Today's trade requires an important note about stop loss & drawdown. In my view, drawdown management is more important than a hard stop loss (feel free to agree or disagree). A stop loss can take you out of an otherwise okay trade but the thing to remember is that "regular" stop losses tend to get hit very often and they mostly happen at extreme points in the day's price action movement.

Also, with algos and HFTs hitting the market, the big boys have a know of where you SLs are, which is why you might see your SL hit first and then the market reverses to go and hit your TP target. I think the term is called Retail Flush (to quote order flow parlance).

In other words, your stop losses are always going to be subjective and random. But if you can manage drawdown, then your system will survive the ups-and-downs of market movement. To do that, I don't use one stop loss, but 2 stop losses (SL1 and SL2).

SL1 is a mental stop loss; the "regular" SL that traders place in their trade. For me, this is a mental stop loss, not a physical one. I don't exit trade simply based on this level being hit.

The second stop loss is what I'm looking at. That stop loss (SL2) is an actual stop loss, and I call it my drawdown stop loss. This stop loss is based on daily ATR (40% of Nifty's daily ATR value, which is rounded-off from the 38.2% fibonacci value).

My contention is that, in a volatile market, prices can retrace up to 40% from the high or low before reversing and going in the intended direction.

If, on the 15 min TF, the candle closes below SL2 then I take the loss and exit. As long as the candle stays above SL2, I hold the trade with a drawdown. This may sound contrarian and risky, but it's a rule I'm working on. Of course, I'll be tweaking this over time, but for now, I think this rule helps me "save" a losing trade.

Since I only trade once a day, I look for high probability setups that follow my rules to the dot. Once these rules are met, I'm willing to take the extra risk to (a) make the trade work, (b) try to save it, or (c) exit with a loss and a lesson.
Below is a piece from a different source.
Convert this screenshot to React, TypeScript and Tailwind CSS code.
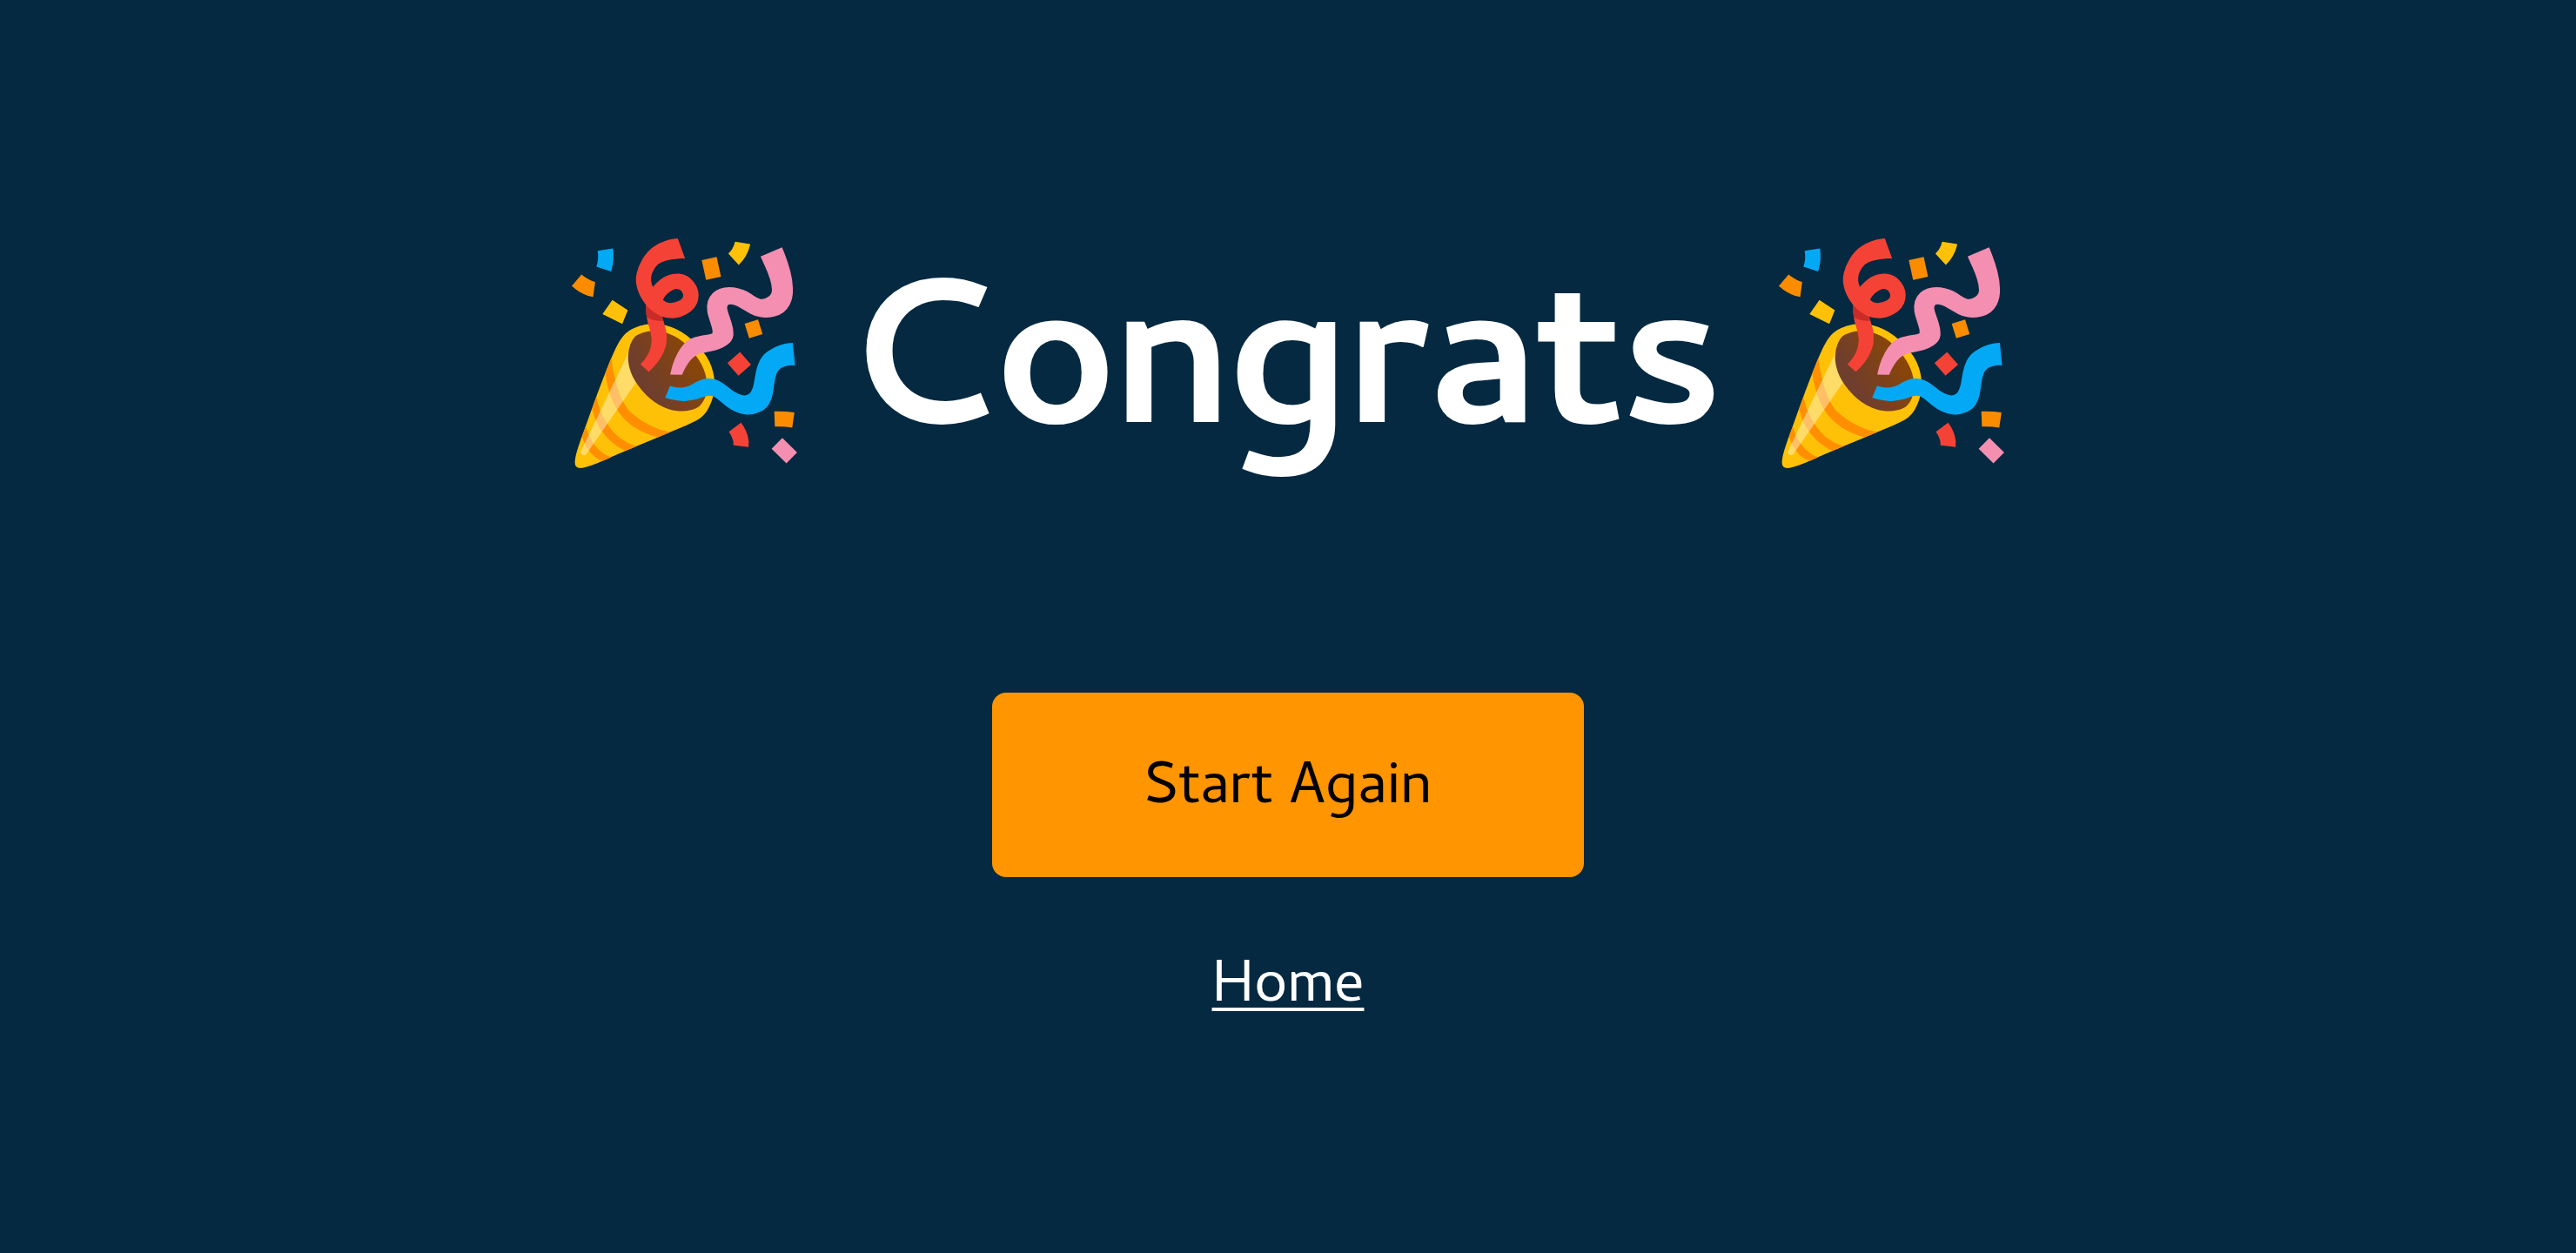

I try to save the trade as far as I can before calling it quits. That's why I use 2 stop losses to alert me about the inevitable and make a graduated decision when to pull the plug. I know this requires patience and capital but then, what doesn't? That's why trading requires risk capital; money you can afford to lose.
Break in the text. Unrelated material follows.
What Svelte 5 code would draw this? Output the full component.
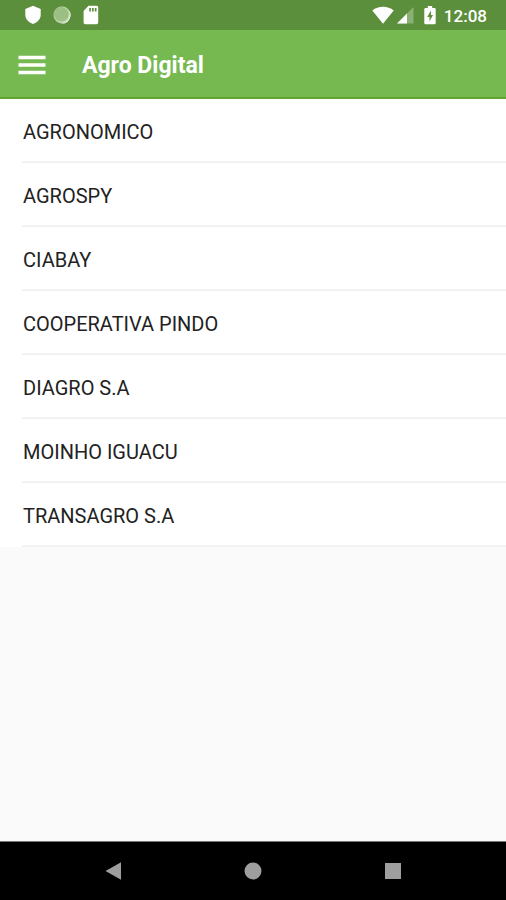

Please note that this kind of dual stop loss risk management is not for everyone and there's no guarantee this will work. There are risks which won't suit your temperament, so it's totally your call. While it's a idea worth exploring, it requires extensive forward testing and backtesting before it can be implementated consistently.

With that disclaimer, let's check today's trade.



Price first tested the resistance at 7765, so trading bias for the day was to go Long. As per the rules, we wait for a pullback and a reversal. Both happened cleanly and we went long at 7766. So the next idea was to exit at 7780 ... BUT... a reversal happened and the market tanked.

If I had followed normal rules of risk-reward, my first stop loss would have been at 7759

Prices simply went through it, so with a hard stop loss at 7759, the trade would be over with a loss. (I don't have a problem with losses, but I look for alternatives and contrarian trade management before pulling the plug.)

Since I wanted to "save" the trade and specially since all the rules before trade entry were met to a dot, I was willing to risk more.

Nifty Future's daily ATR = 103
My Long entry was at 7766

40% of 103 = 41.2 (round down to 41)
7766 - 41 = 7725

This means, my "drawdown stop loss" (SL2) is now at 7725

Time to monitor.

Prices kept falling and I was in a drawdown of 39 points from my entry point. Prices seemed to stabilize at 7744 and 7735, but both failed. Eventually, prices stabilized between 7735 and 7725 (the drawdown level), from which point they reversed and started rallying.

Bottomline, SL2 had held. We're still in trade.

The reversal from that level happened relatively quickly. With that, we re-entered our original long at 7766 and exited at the original target of 7780 for 14 points profit.


Part (B) - Nifty Spot Market Level (5 May 2016)

As posted yesterday and the past week, Nifty reverted to the mean again.

It actually first reverted to the "daily" mean in the morning session, and again reverted close to the "weekly" mean in the afternoon session.